I tried to change the route, to point to ppp1, but then the tunnel is dead.
OH wow.  I just realized that the PPTP server and 6in4 servers appear to use the same IPv4 address!  I was using the DNS name so didn't realize it mapped to the same IP.  I really shouldn't stay up until 3AM answering posts on here.  :P

Well, that'd do it.  You can't route the 6in4 tunnel through the PPTP tunnel without breaking connectivity to the PPTP tunnel.

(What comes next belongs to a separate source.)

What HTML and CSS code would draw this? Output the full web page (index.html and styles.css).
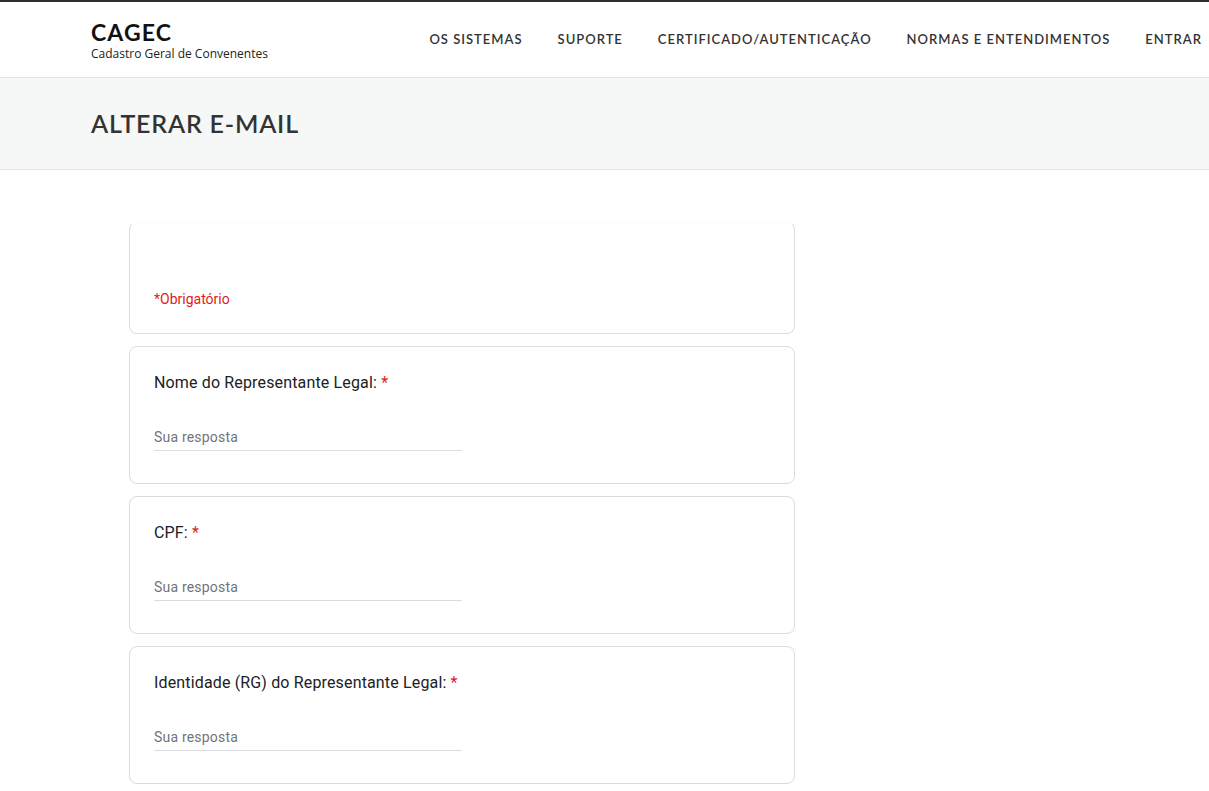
FILE: index.html
```html
<!DOCTYPE html>
<html lang="pt-BR">
<head>
<meta charset="utf-8">
<title>CAGEC - Alterar E-mail</title>
<link rel="stylesheet" href="styles.css">
</head>
<body>
<header class="site-header">
  <div class="brand">
    <div class="brand-name">CAGEC</div>
    <div class="brand-sub">Cadastro Geral de Convenentes</div>
  </div>
  <nav class="nav">
    <a href="#">OS SISTEMAS</a>
    <a href="#">SUPORTE</a>
    <a href="#">CERTIFICADO/AUTENTICAÇÃO</a>
    <a href="#">NORMAS E ENTENDIMENTOS</a>
    <a href="#">ENTRAR</a>
  </nav>
</header>
<section class="page-title">
  <h1>ALTERAR E-MAIL</h1>
</section>
<main class="form">
  <div class="card card-head">
    <div class="required-note">*Obrigatório</div>
  </div>
  <div class="card">
    <div class="q-label">Nome do Representante Legal: <span class="ast">*</span></div>
    <input class="q-input" type="text" placeholder="Sua resposta">
  </div>
  <div class="card">
    <div class="q-label">CPF: <span class="ast">*</span></div>
    <input class="q-input" type="text" placeholder="Sua resposta">
  </div>
  <div class="card">
    <div class="q-label">Identidade (RG) do Representante Legal: <span class="ast">*</span></div>
    <input class="q-input" type="text" placeholder="Sua resposta">
  </div>
</main>
</body>
</html>
```
FILE: styles.css
```css
* { box-sizing: border-box; }
html, body { margin: 0; padding: 0; background: #fff; }
body { font-family: "Open Sans", "Liberation Sans", sans-serif; color: #333; }

.site-header {
  border-top: 2px solid #2f2f2f;
  border-bottom: 1px solid #e2e2e2;
  height: 78px;
  display: flex;
  align-items: center;
  justify-content: space-between;
  padding: 0 7px 0 91px;
}
.brand { display: flex; flex-direction: column; margin-top: 0; }
.brand-name {
  font-family: "Lato", sans-serif;
  font-weight: 700;
  font-size: 23px;
  line-height: 26px;
  color: #111;
  letter-spacing: 1.1px;
}
.brand-sub {
  font-family: "Open Sans", sans-serif;
  font-size: 12px;
  line-height: 15px;
  margin-top: 1px;
  color: #222;
}
.nav { display: flex; gap: 35px; margin-top: -1px; }
.nav a {
  font-family: "Lato", sans-serif;
  font-weight: 600;
  font-size: 13px;
  letter-spacing: 1px;
  color: #333;
  text-decoration: none;
}

.page-title {
  background: #f6f7f7;
  border-bottom: 1px solid #e4e5e5;
  height: 92px;
  display: flex;
  align-items: center;
  padding-left: 91px;
}
.page-title h1 {
  margin: 0;
  font-family: "Lato", sans-serif;
  font-weight: 600;
  font-size: 25px;
  letter-spacing: 0.8px;
  color: #333;
  padding-bottom: 2px;
}

.form {
  width: 666px;
  margin: 52px 0 0 129px;
  display: flex;
  flex-direction: column;
  gap: 12px;
}
.card {
  border: 1px solid #dadce0;
  border-radius: 8px;
  padding: 24px 24px 32px;
  background: #fff;
  font-family: Roboto, "Noto Sans", sans-serif;
}
.card-head {
  border-top-color: #fbfbfb;
  padding: 66px 24px 24px;
}
.required-note {
  color: #e01b1b;
  font-size: 14px;
  line-height: 20px;
}
.q-label {
  font-size: 16px;
  line-height: 24px;
  color: #202124;
  letter-spacing: 0.15px;
}
.ast { color: #e01b1b; }
.q-input {
  display: block;
  margin-top: 32px;
  width: 308px;
  border: none;
  border-bottom: 1px solid #dadce0;
  padding: 0 0 3px;
  height: 24px;
  font-family: Roboto, sans-serif;
  font-size: 14px;
  line-height: 20px;
  color: #202124;
  outline: none;
  background: transparent;
}
.q-input::placeholder { color: #70757a; letter-spacing: 0.2px; }
```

Perhaps Windows and OSX has some "magic" which deals with this or something, since I presume it was tested and worked for windows, but maybe linux doesn't?  I wanted to test this by clicking that box on and seeing how it traced, but the london PPTP didn't work for me at all (connected, didn't pass traffic).  Now I'm too tired to play anymore tonight.

Remember, this is beta.  :P

eonesixfour

#10
Does anyone have a working pptp config for linux (or even better for debian) they can paste?

The reason I ask is the pptp tunnel is up and passing packets back and forth, but on the tunnel page it always reports the tunnel is down.

kcochran

Reporting down while it appears up could also be a bug on this side.  :D

The easy test is if you can ping the v4 address of your side of the PPTP connection from somewhere else, then it's up.

jgadmin

Quote from: kcochran on May 28, 2010, 03:56:30 AM
Reporting down while it appears up could also be a bug on this side.  :D

The easy test is if you can ping the v4 address of your side of the PPTP connection from somewhere else, then it's up.

I can ping it even when the PPTP connection is not running.

eonesixfour

Quote from: kcochran on May 28, 2010, 03:56:30 AM
The easy test is if you can ping the v4 address of your side of the PPTP connection from somewhere else, then it's up.

While I can ping the IP, no traffic comes over the PPTP link when I use ngrep to sniff packets.

kcochran

Gah, I meant if you can ping 172.31.255.1, then it's up.  I think it's too early in the morning.